Pub Date: Dec. 3rd, 2002
ISBN: 0-7432-3678-5
Publisher: Simon & Schuster

First US publication of a 1952 novel by the late Dame Catherine—and a good one: Cain and Abel on the Tyneside docks.

Young and strapping John O’Brien has a romantic heart and a poetic way, though all that’s no use as he looks for work unloading freighters. His mother, Mary Ellen, is pregnant once more, with many mouths to feed already. Devout Catholics, the family is frightened by the Protestant spiritualists who move into the flat above, determined to help the afflicted—and the old man and his granddaughter Christine do somehow save Mary Ellen from a childbirth end, though her newborn dies. Healed, she struggles on against soul-destroying poverty, not helped much by husband Shane, an alcoholic who suffers from tremors. But Shane can still knock down his other son, Dominic, a violent, almost fiendish brute who spends his pay on drink and whores. Meanwhile, good son John adores younger sister Katie, a shy and studious lass, and believes in her dream of becoming a teacher someday—didn’t Miss Llewellyn say she could do it? Mary Llewellyn is a teacher herself, a vision of elegance and breeding to this rough lot, the daughter of an erstwhile dockworker who’s now a respected boat-builder with his own yard, while her mother, a sharp-tongued social climber, is aghast to see her daughter keep company with John.
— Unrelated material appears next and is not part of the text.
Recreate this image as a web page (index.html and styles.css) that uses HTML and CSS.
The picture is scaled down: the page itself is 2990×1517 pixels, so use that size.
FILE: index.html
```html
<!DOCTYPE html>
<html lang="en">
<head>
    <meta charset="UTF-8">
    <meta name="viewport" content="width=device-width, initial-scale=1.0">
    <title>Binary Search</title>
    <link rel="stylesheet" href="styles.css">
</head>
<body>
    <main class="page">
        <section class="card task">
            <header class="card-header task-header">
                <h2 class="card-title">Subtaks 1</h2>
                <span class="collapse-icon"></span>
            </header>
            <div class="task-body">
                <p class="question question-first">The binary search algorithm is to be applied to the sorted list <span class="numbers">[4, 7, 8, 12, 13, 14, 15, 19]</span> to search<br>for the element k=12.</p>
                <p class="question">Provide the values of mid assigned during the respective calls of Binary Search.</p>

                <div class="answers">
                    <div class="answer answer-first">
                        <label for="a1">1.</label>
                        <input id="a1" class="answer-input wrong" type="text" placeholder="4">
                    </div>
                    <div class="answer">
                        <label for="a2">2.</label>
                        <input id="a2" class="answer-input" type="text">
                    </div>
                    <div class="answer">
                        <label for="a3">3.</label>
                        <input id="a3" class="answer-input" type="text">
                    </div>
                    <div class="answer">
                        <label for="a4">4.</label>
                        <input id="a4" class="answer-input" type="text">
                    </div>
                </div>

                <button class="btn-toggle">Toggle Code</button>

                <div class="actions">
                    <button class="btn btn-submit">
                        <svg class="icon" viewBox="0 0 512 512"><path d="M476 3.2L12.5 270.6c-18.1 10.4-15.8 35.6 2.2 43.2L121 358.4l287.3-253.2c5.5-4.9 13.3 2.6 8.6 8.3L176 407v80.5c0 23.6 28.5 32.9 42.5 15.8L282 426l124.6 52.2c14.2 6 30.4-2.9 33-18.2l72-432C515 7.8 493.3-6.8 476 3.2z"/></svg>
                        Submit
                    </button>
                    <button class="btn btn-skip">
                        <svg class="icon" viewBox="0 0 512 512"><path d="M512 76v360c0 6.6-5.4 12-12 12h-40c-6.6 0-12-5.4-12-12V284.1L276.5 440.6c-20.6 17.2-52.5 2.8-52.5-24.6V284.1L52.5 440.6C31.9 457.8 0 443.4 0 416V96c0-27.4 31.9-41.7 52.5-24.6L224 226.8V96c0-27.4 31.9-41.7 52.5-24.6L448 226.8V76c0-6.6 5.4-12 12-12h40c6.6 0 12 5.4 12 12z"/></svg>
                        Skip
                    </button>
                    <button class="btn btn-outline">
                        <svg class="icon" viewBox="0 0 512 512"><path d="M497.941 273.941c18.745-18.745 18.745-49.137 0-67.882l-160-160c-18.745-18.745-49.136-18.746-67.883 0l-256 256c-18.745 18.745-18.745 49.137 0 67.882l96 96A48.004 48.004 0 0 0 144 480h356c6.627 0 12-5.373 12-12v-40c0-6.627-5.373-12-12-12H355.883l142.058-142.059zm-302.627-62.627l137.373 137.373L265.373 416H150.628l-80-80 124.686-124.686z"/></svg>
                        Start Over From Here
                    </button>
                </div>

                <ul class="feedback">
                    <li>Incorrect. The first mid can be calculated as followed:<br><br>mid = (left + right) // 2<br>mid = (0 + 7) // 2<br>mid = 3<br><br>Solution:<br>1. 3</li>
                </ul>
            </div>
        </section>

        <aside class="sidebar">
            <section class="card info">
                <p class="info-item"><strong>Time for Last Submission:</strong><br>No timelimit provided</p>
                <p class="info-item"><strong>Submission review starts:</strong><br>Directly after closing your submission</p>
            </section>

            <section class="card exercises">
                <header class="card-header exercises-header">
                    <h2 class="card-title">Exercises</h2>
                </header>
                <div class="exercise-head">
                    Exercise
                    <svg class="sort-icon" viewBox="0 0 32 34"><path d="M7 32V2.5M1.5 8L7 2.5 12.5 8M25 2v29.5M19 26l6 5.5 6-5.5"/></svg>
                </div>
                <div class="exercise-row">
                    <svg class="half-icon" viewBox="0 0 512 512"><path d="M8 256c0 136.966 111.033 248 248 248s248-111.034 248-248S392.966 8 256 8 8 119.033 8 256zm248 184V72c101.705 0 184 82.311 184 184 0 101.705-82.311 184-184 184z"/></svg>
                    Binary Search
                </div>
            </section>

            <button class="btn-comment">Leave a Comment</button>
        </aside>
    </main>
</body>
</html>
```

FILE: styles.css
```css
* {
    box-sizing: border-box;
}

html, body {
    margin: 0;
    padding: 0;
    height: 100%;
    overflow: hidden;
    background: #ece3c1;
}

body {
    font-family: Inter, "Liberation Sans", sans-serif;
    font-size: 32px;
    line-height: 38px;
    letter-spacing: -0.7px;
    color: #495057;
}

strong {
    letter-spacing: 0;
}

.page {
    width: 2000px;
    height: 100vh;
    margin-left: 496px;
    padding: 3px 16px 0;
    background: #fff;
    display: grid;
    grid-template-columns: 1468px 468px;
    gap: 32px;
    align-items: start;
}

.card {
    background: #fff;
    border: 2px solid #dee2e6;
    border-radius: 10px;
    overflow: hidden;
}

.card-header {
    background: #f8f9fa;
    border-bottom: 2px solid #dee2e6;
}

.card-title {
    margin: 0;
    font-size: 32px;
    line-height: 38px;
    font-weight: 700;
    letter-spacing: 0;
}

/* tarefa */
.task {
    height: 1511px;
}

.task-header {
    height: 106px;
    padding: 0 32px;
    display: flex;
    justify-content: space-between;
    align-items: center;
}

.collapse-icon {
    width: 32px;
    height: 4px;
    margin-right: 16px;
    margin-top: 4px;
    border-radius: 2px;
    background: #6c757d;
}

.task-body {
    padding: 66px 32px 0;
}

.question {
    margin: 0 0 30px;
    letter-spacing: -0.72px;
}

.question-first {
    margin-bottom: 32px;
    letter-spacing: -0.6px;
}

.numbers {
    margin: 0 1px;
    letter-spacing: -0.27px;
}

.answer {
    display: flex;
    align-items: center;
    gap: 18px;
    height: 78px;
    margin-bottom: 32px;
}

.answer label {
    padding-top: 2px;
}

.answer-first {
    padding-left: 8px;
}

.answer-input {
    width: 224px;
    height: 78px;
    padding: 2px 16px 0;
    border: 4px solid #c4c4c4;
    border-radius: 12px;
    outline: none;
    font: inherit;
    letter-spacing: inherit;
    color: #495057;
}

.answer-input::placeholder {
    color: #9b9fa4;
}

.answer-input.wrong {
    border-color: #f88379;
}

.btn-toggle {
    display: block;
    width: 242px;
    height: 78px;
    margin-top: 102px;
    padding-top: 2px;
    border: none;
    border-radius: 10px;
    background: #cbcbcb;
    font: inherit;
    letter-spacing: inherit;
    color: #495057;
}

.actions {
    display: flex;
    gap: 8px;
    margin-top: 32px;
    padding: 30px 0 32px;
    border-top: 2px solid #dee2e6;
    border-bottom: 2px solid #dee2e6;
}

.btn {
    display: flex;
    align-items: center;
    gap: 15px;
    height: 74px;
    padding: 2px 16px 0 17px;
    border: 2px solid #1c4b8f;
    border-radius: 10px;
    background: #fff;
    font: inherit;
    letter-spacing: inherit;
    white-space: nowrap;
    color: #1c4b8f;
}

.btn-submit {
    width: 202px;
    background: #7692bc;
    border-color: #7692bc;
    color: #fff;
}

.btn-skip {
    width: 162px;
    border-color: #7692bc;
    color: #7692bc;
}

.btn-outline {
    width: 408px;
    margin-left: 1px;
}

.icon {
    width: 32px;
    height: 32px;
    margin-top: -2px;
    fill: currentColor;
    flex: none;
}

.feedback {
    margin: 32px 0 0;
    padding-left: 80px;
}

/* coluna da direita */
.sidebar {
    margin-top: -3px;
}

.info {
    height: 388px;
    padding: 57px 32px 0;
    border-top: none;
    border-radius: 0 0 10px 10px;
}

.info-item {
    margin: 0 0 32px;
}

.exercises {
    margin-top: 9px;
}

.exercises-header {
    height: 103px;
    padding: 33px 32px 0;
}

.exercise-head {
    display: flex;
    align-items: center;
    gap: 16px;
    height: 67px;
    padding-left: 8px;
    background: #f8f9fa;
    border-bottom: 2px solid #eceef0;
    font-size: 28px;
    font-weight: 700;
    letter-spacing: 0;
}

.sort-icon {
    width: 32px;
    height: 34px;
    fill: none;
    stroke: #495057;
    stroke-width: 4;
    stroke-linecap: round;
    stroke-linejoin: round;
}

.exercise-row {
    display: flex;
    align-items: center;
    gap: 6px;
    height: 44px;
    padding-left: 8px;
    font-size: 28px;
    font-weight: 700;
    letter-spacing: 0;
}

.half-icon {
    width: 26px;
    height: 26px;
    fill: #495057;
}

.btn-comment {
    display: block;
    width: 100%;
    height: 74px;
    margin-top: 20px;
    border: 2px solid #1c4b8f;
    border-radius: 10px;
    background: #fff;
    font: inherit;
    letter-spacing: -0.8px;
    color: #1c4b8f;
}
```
She’s not the only one: Dominic erupts with jealous rage when John becomes a gaffer who hires and oversees the dockworkers. First, Dominic beguiles a simple-minded girl and gets her pregnant, then starts scurrilous rumors that John’s the culprit. When he sets Kate and Christine adrift on a boat, all of Tyneside sees the girls drown. Knowing he’ll never have his Mary now, John hunts his evil brother from house to house, bent on a terrible revenge.

Cookson (The Lady on My Left, p. 1413) bestows an emotional grandeur on the circumscribed lives of her working-class characters, and her vividly written tale has real power.